Task goal:
Pull every line holding the string "this" from the records below.

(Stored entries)
-- START --
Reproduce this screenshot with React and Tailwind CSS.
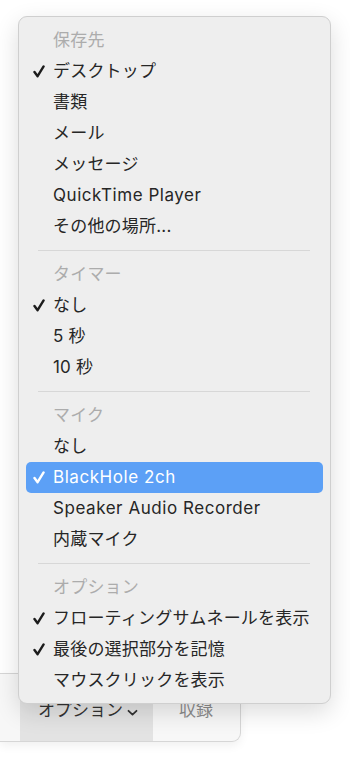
const SECTIONS = [
  {
    title: '保存先',
    items: [
      { label: 'デスクトップ', checked: true },
      { label: '書類' },
      { label: 'メール' },
      { label: 'メッセージ' },
      { label: 'QuickTime Player', latin: true },
      { label: 'その他の場所...' },
    ],
  },
  {
    title: 'タイマー',
    items: [{ label: 'なし', checked: true }, { label: '5 秒' }, { label: '10 秒' }],
  },
  {
    title: 'マイク',
    items: [
      { label: 'なし' },
      { label: 'BlackHole 2ch', checked: true, active: true, latin: true },
      { label: 'Speaker Audio Recorder', latin: true },
      { label: '内蔵マイク' },
    ],
  },
  {
    title: 'オプション',
    items: [
      { label: 'フローティングサムネールを表示', checked: true },
      { label: '最後の選択部分を記憶', checked: true },
      { label: 'マウスクリックを表示' },
    ],
  },
];

const Check = ({ white }) => (
  <svg width="12" height="13" viewBox="0 0 12 13" fill="none">
    <path
      d="M1.5 7 L4.6 11.2 L10.6 1.4"
      stroke={white ? '#ffffff' : '#1c1c1c'}
      strokeWidth="2.4"
      strokeLinecap="round"
      strokeLinejoin="round"
    />
  </svg>
);

const MenuRow = ({ item }) => (
  <div
    className={`mx-[7px] flex h-[31px] items-center rounded-[5px] pl-[7px] ${
      item.active ? 'bg-[#5ca0f6] text-white' : 'text-[#262626]'
    }`}
  >
    <span className="flex w-[20px] items-center">{item.checked && <Check white={item.active} />}</span>
    <span className={`whitespace-nowrap tracking-[0.2px] ${item.latin ? 'tracking-[0.55px]' : ''}`}>{item.label}</span>
  </div>
);

export default function App() {
  return (
    <div
      className="relative h-[762px] w-[350px] overflow-hidden bg-white text-[17px]"
      style={{ fontFamily: 'Inter, "Noto Sans CJK JP", sans-serif' }}
    >
      {/* toolbar behind the menu */}
      <div className="pt-[673px]">
        <div className="flex h-[69px] w-[241px] rounded-br-[9px] border-t border-r border-b border-[#d6d6d6] bg-[#f7f7f7] shadow-[0_4px_10px_rgba(0,0,0,0.06)]">
          <div className="ml-[20px] flex w-[133px] items-center gap-[4px] bg-[#e3e3e3] pt-[6px] pl-[18px] text-[#333333]">
            <span>オプション</span>
            <svg width="11" height="8" viewBox="0 0 11 8" fill="none" className="mt-[4px]">
              <path d="M1.5 1.8 L5.5 5.6 L9.5 1.8" stroke="#333" strokeWidth="1.8" strokeLinecap="round" strokeLinejoin="round" />
            </svg>
          </div>
          <div className="flex flex-1 items-center pt-[6px] pl-[26px] text-[#8c8c8c]">収録</div>
        </div>
      </div>

      {/* dropdown menu */}
      <div className="absolute left-[18px] top-[16px] w-[313px] rounded-[9px] border border-[#cfcfcf] bg-[#eeeeee] pt-[8px] pb-[7px] shadow-[0_8px_24px_rgba(0,0,0,0.14)]">
        {SECTIONS.map((sec, i) => (
          <div key={sec.title}>
            {i > 0 && (
              <div className="flex h-[17px] items-center pl-[19px] pr-[20px]">
                <div className="h-px w-full bg-[#d7d7d7]" />
              </div>
            )}
            <div className="flex h-[31px] items-center pl-[34px] tracking-[0.2px] text-[#acacac]">{sec.title}</div>
            {sec.items.map((item) => (
              <MenuRow key={item.label} item={item} />
            ))}
          </div>
        ))}
      </div>
    </div>
  );
}
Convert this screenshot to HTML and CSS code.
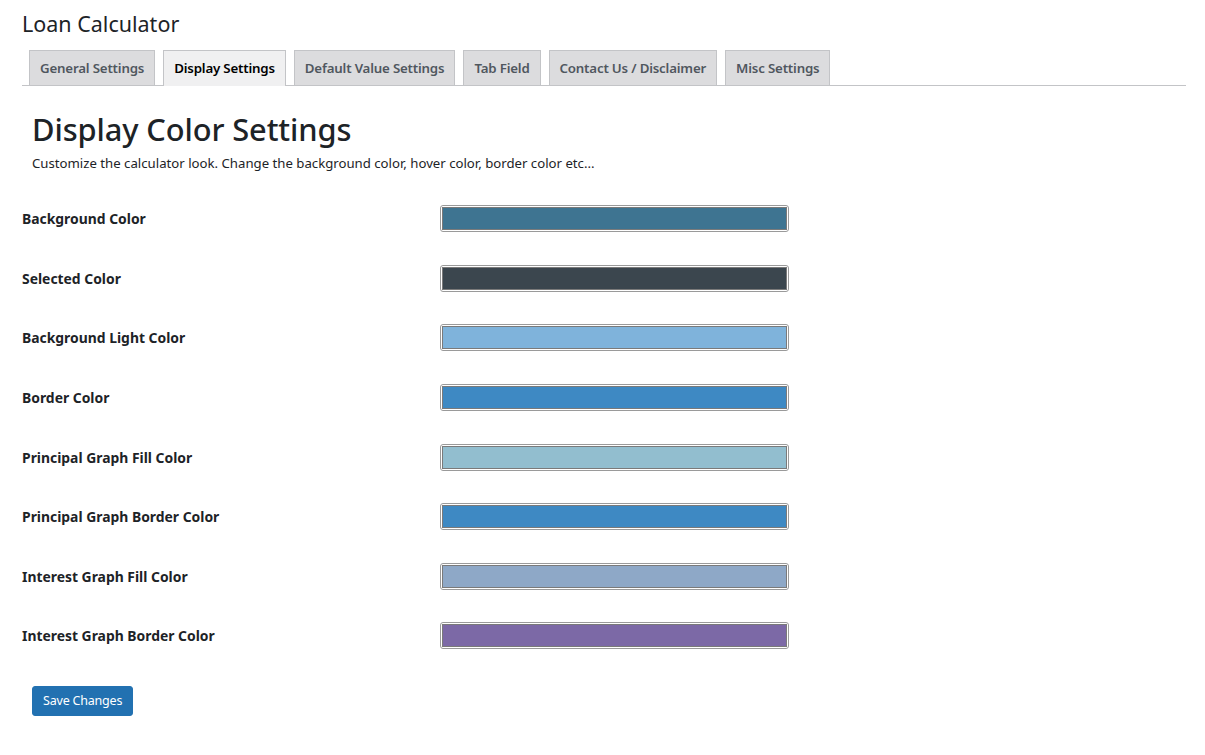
FILE: index.html
```html
<!DOCTYPE html>
<html>
<head>
<meta charset="utf-8">
<link rel="stylesheet" href="styles.css">
</head>
<body>
<div class="wrap">
  <h1 class="page-title">Loan Calculator</h1>
  <nav class="tabs">
    <a class="tab">General Settings</a>
    <a class="tab active">Display Settings</a>
    <a class="tab">Default Value Settings</a>
    <a class="tab">Tab Field</a>
    <a class="tab">Contact Us / Disclaimer</a>
    <a class="tab">Misc Settings</a>
  </nav>
  <div class="intro">
    <h2 class="section-title">Display Color Settings</h2>
    <p class="desc">Customize the calculator look. Change the background color, hover color, border color etc...</p>
  </div>
  <div class="form">
    <div class="row"><div class="label">Background Color</div><div class="picker"><div class="swatch c1"></div></div></div>
    <div class="row"><div class="label">Selected Color</div><div class="picker"><div class="swatch c2"></div></div></div>
    <div class="row"><div class="label">Background Light Color</div><div class="picker"><div class="swatch c3"></div></div></div>
    <div class="row"><div class="label">Border Color</div><div class="picker"><div class="swatch c4"></div></div></div>
    <div class="row"><div class="label">Principal Graph Fill Color</div><div class="picker"><div class="swatch c5"></div></div></div>
    <div class="row"><div class="label">Principal Graph Border Color</div><div class="picker"><div class="swatch c4"></div></div></div>
    <div class="row"><div class="label">Interest Graph Fill Color</div><div class="picker"><div class="swatch c6"></div></div></div>
    <div class="row"><div class="label">Interest Graph Border Color</div><div class="picker"><div class="swatch c7"></div></div></div>
  </div>
  <div class="actions"><button class="btn">Save Changes</button></div>
</div>
</body>
</html>
```

FILE: styles.css
```css
html, body {
  margin: 0;
  padding: 0;
  background: #fff;
}
body {
  font-family: "Noto Sans", "Open Sans", sans-serif;
  color: #1d2327;
}
.wrap {
  padding: 0 19px 0 22px;
}
.page-title {
  margin: 0;
  padding-top: 9px;
  font-size: 21.5px;
  font-weight: 400;
  line-height: 30px;
  color: #1d2327;
}
.tabs {
  margin-top: 11px;
  display: flex;
  gap: 8px;
  padding-left: 7px;
  border-bottom: 1px solid #c3c4c7;
  height: 35px;
}
.tab {
  display: block;
  height: 35px;
  box-sizing: border-box;
  padding: 0 10px;
  border: 1px solid #c3c4c7;
  border-bottom: none;
  background: #dcdcde;
  color: #50575e;
  font-size: 13.3px;
  font-weight: 600;
  line-height: 34px;
  letter-spacing: -0.19px;
  white-space: nowrap;
}
.tab.active {
  background: #f0f0f1;
  color: #000;
  height: 36px;
  margin-bottom: -1px;
}
.intro {
  padding-left: 10px;
}
.section-title {
  margin: 24px 0 0;
  font-size: 30.8px;
  font-weight: 500;
  line-height: 38px;
  color: #1d2327;
  letter-spacing: -0.1px;
}
.desc {
  margin: 6px 0 0;
  font-size: 13.2px;
  line-height: 18px;
  letter-spacing: 0;
}
.form {
  margin-top: 17px;
  display: flex;
  flex-direction: column;
}
.row {
  display: grid;
  grid-template-columns: 418px 349px;
  align-items: center;
  height: 59.6px;
}
.label {
  font-size: 13.9px;
  font-weight: 700;
  color: #1d2327;
  letter-spacing: 0;
}
.picker {
  box-sizing: border-box;
  height: 27px;
  border: 1px solid #9a9a9a;
  border-radius: 3px;
  padding: 1px;
  background: #fff;
}
.swatch {
  height: 100%;
  box-sizing: border-box;
  border: 1px solid #7a7a7a;
}
.c1 { background: #3e7491; }
.c2 { background: #3b464e; }
.c3 { background: #7fb3db; }
.c4 { background: #3e89c3; }
.c5 { background: #92becf; }
.c6 { background: #8ea8c7; }
.c7 { background: #7c69a6; }
.actions {
  padding-left: 10px;
  margin-top: 20px;
}
.btn {
  font-family: inherit;
  font-size: 12.5px;
  letter-spacing: -0.2px;
  background: #2271b1;
  color: #fff;
  border: 1px solid #2271b1;
  border-radius: 3px;
  height: 30px;
  padding: 0 10px;
  line-height: 28px;
  cursor: pointer;
}
```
-- END --
Task output:
Reproduce this screenshot with React and Tailwind CSS.
Convert this screenshot to HTML and CSS code.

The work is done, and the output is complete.